Wien wiederum ist anders und noch kurioser. Zwei Koalitionsparteien – momentan sind das SPÖ und NEOS – machen sich ein Regierungsprogramm sowie Stadtratsposten und deren Aufgabenbereiche aus. Zugleich gibt es von ÖVP, FPÖ und GRÜNE als „Opposition“ fünf nicht amtsführende Stadträte. Diese sind für genau gar nichts zuständig außer für ihr Türschild, den eigenen Schreibtisch und die Visitenkarten.  

Dafür bekommen sie als Nichtstuer – was nicht persönlich gemeint ist, weil sie dafür mangels Zuständigkeiten nichts können, auch wenn sie liebend gerne als Mitregierende arbeiten wollen - ein Monatsgehalt von über 9.000 Euro brutto.
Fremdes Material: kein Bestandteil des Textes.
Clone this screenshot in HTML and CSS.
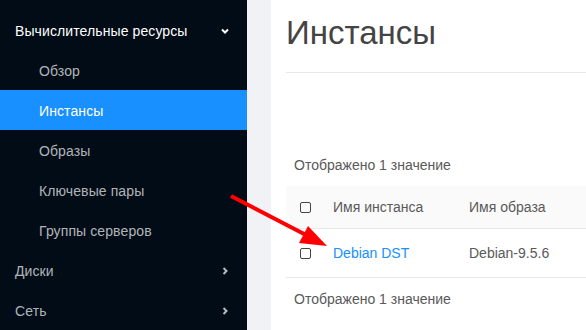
FILE: index.html
```html
<!DOCTYPE html>
<html lang="ru">

<head>
    <meta charset="UTF-8">
    <title>Инстансы</title>
    <link rel="stylesheet" href="styles.css">
</head>

<body>

<div class="layout">
    <nav class="sidebar">
        <div class="menu-item open">
            <span>Вычислительные ресурсы</span>
            <svg class="chevron" width="8" height="8" viewBox="0 0 8 8"><path d="M1 2.5 L4 5.5 L7 2.5" fill="none" stroke="#fff" stroke-width="2"/></svg>
        </div>
        <div class="menu-item sub">Обзор</div>
        <div class="menu-item sub active">Инстансы</div>
        <div class="menu-item sub">Образы</div>
        <div class="menu-item sub">Ключевые пары</div>
        <div class="menu-item sub">Группы серверов</div>
        <div class="menu-item">
            <span>Диски</span>
            <svg class="chevron" width="8" height="8" viewBox="0 0 8 8"><path d="M2.5 1 L5.5 4 L2.5 7" fill="none" stroke="#b8bcc1" stroke-width="2"/></svg>
        </div>
        <div class="menu-item">
            <span>Сеть</span>
            <svg class="chevron" width="8" height="8" viewBox="0 0 8 8"><path d="M2.5 1 L5.5 4 L2.5 7" fill="none" stroke="#b8bcc1" stroke-width="2"/></svg>
        </div>
    </nav>

    <main class="content">
        <h1 class="page-title">Инстансы</h1>

        <div class="count">Отображено 1 значение</div>

        <table class="instances">
            <tr>
                <th class="check-col"><input type="checkbox" class="check"></th>
                <th class="name-col">Имя инстанса</th>
                <th>Имя образа</th>
            </tr>
            <tr>
                <td class="check-col"><input type="checkbox" class="check"></td>
                <td class="name-col"><a href="#">Debian DST</a></td>
                <td>Debian-9.5.6</td>
            </tr>
        </table>

        <div class="count footer-count">Отображено 1 значение</div>
    </main>
</div>

<svg class="arrow" width="586" height="330" viewBox="0 0 586 330">
    <line x1="231" y1="196" x2="308" y2="236" stroke="#ff0000" stroke-width="4"/>
    <polygon points="327,246 308,226 299,243" fill="#ff0000"/>
</svg>

</body>
</html>
```

FILE: styles.css
```css
body {
    margin: 0;
    font-family: "Liberation Sans", Arial, sans-serif;
    background-color: #f0f2f5;
    overflow: hidden;
    height: 330px;
}

.layout {
    display: flex;
    height: 330px;
}

.sidebar {
    width: 247px;
    flex-shrink: 0;
    background-color: #010c17;
    padding-top: 10px;
    box-sizing: border-box;
}

.menu-item {
    display: flex;
    align-items: center;
    justify-content: space-between;
    height: 40px;
    padding: 2px 18px 0 15px;
    box-sizing: border-box;
    font-size: 14px;
    letter-spacing: 0.1px;
    color: rgba(255, 255, 255, 0.7);
}

.menu-item.open {
    color: #fff;
}

.menu-item.sub {
    padding-left: 39px;
}

.menu-item.active {
    background-color: #1890ff;
    color: #fff;
}

.chevron {
    display: block;
}

.content {
    margin-left: 24px;
    background-color: #fff;
    padding: 13px 0 0 15px;
    min-width: 700px;
}

.page-title {
    margin: 0;
    font-size: 33px;
    font-weight: normal;
    line-height: 40px;
    color: #444;
    padding-bottom: 19px;
    border-bottom: 1px solid #e8e8e8;
}

.count {
    margin: 81px 0 0 8px;
    font-size: 14px;
    line-height: 22px;
    color: #595959;
}

.footer-count {
    margin-top: 10px;
}

.instances {
    margin-top: 10px;
    width: 100%;
    border-collapse: collapse;
    font-size: 14px;
    color: #595959;
}

.instances th,
.instances td {
    text-align: left;
    font-weight: normal;
    padding: 0 14px;
    border-bottom: 1px solid #e8e8e8;
}

.instances th {
    background-color: #fafafa;
    height: 42px;
}

.instances td {
    height: 48px;
}

.instances .check-col {
    width: 33px;
    padding-right: 8px;
    box-sizing: border-box;
}

.name-col {
    width: 136px;
    box-sizing: border-box;
}

.instances a {
    color: #1890ff;
    text-decoration: none;
}

.check {
    appearance: none;
    display: block;
    width: 11px;
    height: 11px;
    margin: 1px 0 0 0;
    border: 1.5px solid #444;
    border-radius: 2px;
    box-sizing: border-box;
}

.arrow {
    position: absolute;
    left: 0;
    top: 0;
    pointer-events: none;
}
```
Weil verfassungsgemäß Gemeinden alle Parteien anteilig im Gemeindevorstand vulgo Stadtregierung vertreten sein müssen. Und Wien ist eben nicht nur Bundesland, sondern auch eine Gemeinde.

Kein Land in Sicht

Auch Landes- und Bundesverfassungen kann man ändern. Warum das in zwei Bundesländern nicht geschieht? Von sämtlichen Parteien gibt es immer wieder Kritik am Proporz. Meistens aber nur solange man durch diesen keinen Vorteil hat.
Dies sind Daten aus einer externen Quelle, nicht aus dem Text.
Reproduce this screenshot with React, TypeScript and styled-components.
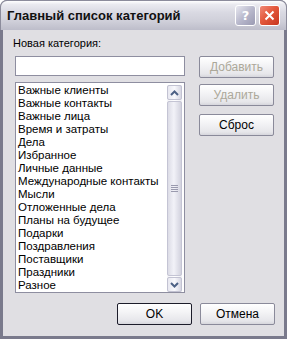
import { createGlobalStyle, styled } from 'styled-components';

const GlobalStyle = createGlobalStyle`
  html, body {
    margin: 0;
    padding: 0;
    background: #ffffff;
  }
  body {
    width: 287px;
    height: 339px;
    overflow: hidden;
  }
`;

const categories = [
  'Важные клиенты',
  'Важные контакты',
  'Важные лица',
  'Время и затраты',
  'Дела',
  'Избранное',
  'Личные данные',
  'Международные контакты',
  'Мысли',
  'Отложенные дела',
  'Планы на будущее',
  'Подарки',
  'Поздравления',
  'Поставщики',
  'Праздники',
  'Разное',
];

const Window = styled.div`
  width: 287px;
  height: 339px;
  box-sizing: border-box;
  display: flex;
  flex-direction: column;
  background: #7a7a8c;
  border-radius: 7px 7px 0 0;
  padding: 0 3px 3px 3px;
  font-family: 'Liberation Sans', Arial, sans-serif;
  font-size: 11px;
  color: #000000;
`;

const TitleBar = styled.div`
  height: 29px;
  margin: 0 -3px;
  display: flex;
  align-items: center;
  padding: 0 6px 0 6px;
  border-radius: 7px 7px 0 0;
  border: 1px solid #8c8c9c;
  border-bottom: none;
  background: linear-gradient(
    #ffffff 0%,
    #eaeaf0 12%,
    #d9d9e2 40%,
    #cfcfd9 70%,
    #bdbdca 100%
  );
`;

const Title = styled.span`
  flex: 1;
  font-family: 'Liberation Sans', Arial, sans-serif;
  font-weight: bold;
  font-size: 13px;
  color: #111111;
`;

const CaptionButton = styled.div<{ $danger?: boolean }>`
  width: 19px;
  height: 19px;
  margin-left: 3px;
  border: 1px solid #ffffff;
  border-radius: 3px;
  display: flex;
  align-items: center;
  justify-content: center;
  background: ${(p) =>
    p.$danger
      ? 'linear-gradient(135deg, #f08a78 0%, #e3583c 45%, #c8351e 100%)'
      : 'linear-gradient(135deg, #e8e8f0 0%, #b8b8cc 50%, #9a9ab2 100%)'};
  color: #ffffff;
  font-family: 'DejaVu Sans', sans-serif;
  font-weight: bold;
  font-size: 13px;
`;

const Body = styled.div`
  flex: 1;
  display: flex;
  flex-direction: column;
  background: #e0dfe3;
  padding: 7px 9px 0 12px;
`;

const Main = styled.div`
  display: flex;
  gap: 14px;
`;

const LeftColumn = styled.div`
  width: 170px;
  display: flex;
  flex-direction: column;
`;

const Label = styled.div`
  height: 13px;
  line-height: 13px;
  margin-left: -2px;
`;

const Input = styled.div`
  height: 18px;
  margin-top: 6px;
  background: #ffffff;
  border: 1px solid #8e8ea0;
`;

const ListBox = styled.div`
  height: 209px;
  margin-top: 6px;
  display: flex;
  background: #ffffff;
  border: 1px solid #8e8ea0;
  overflow: hidden;
`;

const Items = styled.div`
  flex: 1;
  padding: 1px 0 0 2px;
`;

const Item = styled.div`
  height: 13px;
  line-height: 13px;
  white-space: nowrap;
  font-size: 11.5px;
`;

const ScrollBar = styled.div`
  width: 15px;
  margin: 2px 2px 0 0;
  display: flex;
  flex-direction: column;
  background: linear-gradient(90deg, #f3f3f7, #fdfdff 50%, #eeeef3);
`;

const ScrollButton = styled.div`
  height: 15px;
  box-sizing: border-box;
  border: 1px solid #c2c2d2;
  border-radius: 2px;
  background: linear-gradient(90deg, #e8e8f0, #f8f8fc 50%, #d6d6e2);
  display: flex;
  align-items: center;
  justify-content: center;
`;

const Thumb = styled.div`
  flex: 1;
  margin: 1px 0;
  box-sizing: border-box;
  border: 1px solid #c4c4d4;
  border-radius: 2px;
  background: linear-gradient(90deg, #dcdce6, #f2f2f8 45%, #d2d2de);
  display: flex;
  flex-direction: column;
  align-items: center;
  justify-content: center;
  gap: 1px;
`;

const Grip = styled.div`
  width: 7px;
  height: 1px;
  background: #9a9aae;
`;

const RightColumn = styled.div`
  display: flex;
  flex-direction: column;
  padding-top: 19px;
`;

const Button = styled.div<{ $disabled?: boolean; $default?: boolean; $gap?: number }>`
  width: 75px;
  height: 22px;
  margin-top: ${(p) => p.$gap ?? 0}px;
  box-sizing: border-box;
  display: flex;
  align-items: center;
  justify-content: center;
  border: 1px solid ${(p) => (p.$default ? '#1c1c2a' : '#8a8a9a')};
  border-radius: 2px;
  background: linear-gradient(#ffffff 0%, #f4f4f6 40%, #e6e6ea 85%, #d6d6dc 100%);
  color: ${(p) => (p.$disabled ? '#aca899' : '#000000')};
  font-size: 12px;
`;

const Footer = styled.div`
  display: flex;
  justify-content: flex-end;
  gap: 8px;
  margin-top: 10px;
`;

const Chevron: React.FC<{ up?: boolean }> = ({ up }) => (
  <svg width="9" height="6" viewBox="0 0 9 6">
    <path
      d={up ? 'M1 5 L4.5 1.5 L8 5' : 'M1 1 L4.5 4.5 L8 1'}
      fill="none"
      stroke="#4d6185"
      strokeWidth="2"
    />
  </svg>
);

const App: React.FC = () => {
  return (
    <>
      <GlobalStyle />
      <Window>
        <TitleBar>
          <Title>Главный список категорий</Title>
          <CaptionButton>?</CaptionButton>
          <CaptionButton $danger>
            <svg width="11" height="11" viewBox="0 0 11 11">
              <path d="M1.5 1.5 L9.5 9.5 M9.5 1.5 L1.5 9.5" stroke="#ffffff" strokeWidth="2" />
            </svg>
          </CaptionButton>
        </TitleBar>
        <Body>
          <Main>
            <LeftColumn>
              <Label>Новая категория:</Label>
              <Input />
              <ListBox>
                <Items>
                  {categories.map((c) => (
                    <Item key={c}>{c}</Item>
                  ))}
                </Items>
                <ScrollBar>
                  <ScrollButton>
                    <Chevron up />
                  </ScrollButton>
                  <Thumb>
                    <Grip />
                    <Grip />
                    <Grip />
                    <Grip />
                  </Thumb>
                  <ScrollButton>
                    <Chevron />
                  </ScrollButton>
                </ScrollBar>
              </ListBox>
            </LeftColumn>
            <RightColumn>
              <Button $disabled>Добавить</Button>
              <Button $disabled $gap={6}>
                Удалить
              </Button>
              <Button $gap={8}>Сброс</Button>
            </RightColumn>
          </Main>
          <Footer>
            <Button $default>OK</Button>
            <Button>Отмена</Button>
          </Footer>
        </Body>
      </Window>
    </>
  );
};

export default App;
Die Chance der eigenen Partei auf einen Proporzposten will sich meistens keiner entgehen lassen. Beispielsweise haben weder die Grünen in Wien noch die FPÖ in Niederösterreich jemals auf eine Proporzstelle verzichtet. Auch die SPÖ in Oberösterreich, welche aktuell für die Abschaffung des Proporzes in Oberösterreich ist, tut das nicht. Obwohl es natürlich möglich wäre, weil ja keine Partei gezwungen werden kann, den Posten zu besetzen. Doch da bleibt einstweilen lieber typisch österreichisch alles beim Alten.

Quellen:

Peter Filzmaier, Proporz auf österreichisch, Kronenzeitung, 5. Feber 2023

Peter Filzmaier/Flooh Perlot, Wahlrecht, in Katrin Praprotnik/Flooh Perlot (Hg.), Das politische System Österreichs: Basiswissen und Forschungseinblicke, Wien 2023, S. 357-390.

Martin Dolezal/Franz Fallend, Die Länder: Landtage und Landesregierungen, in Praprotnik/Perlot 2023, S. 213-242.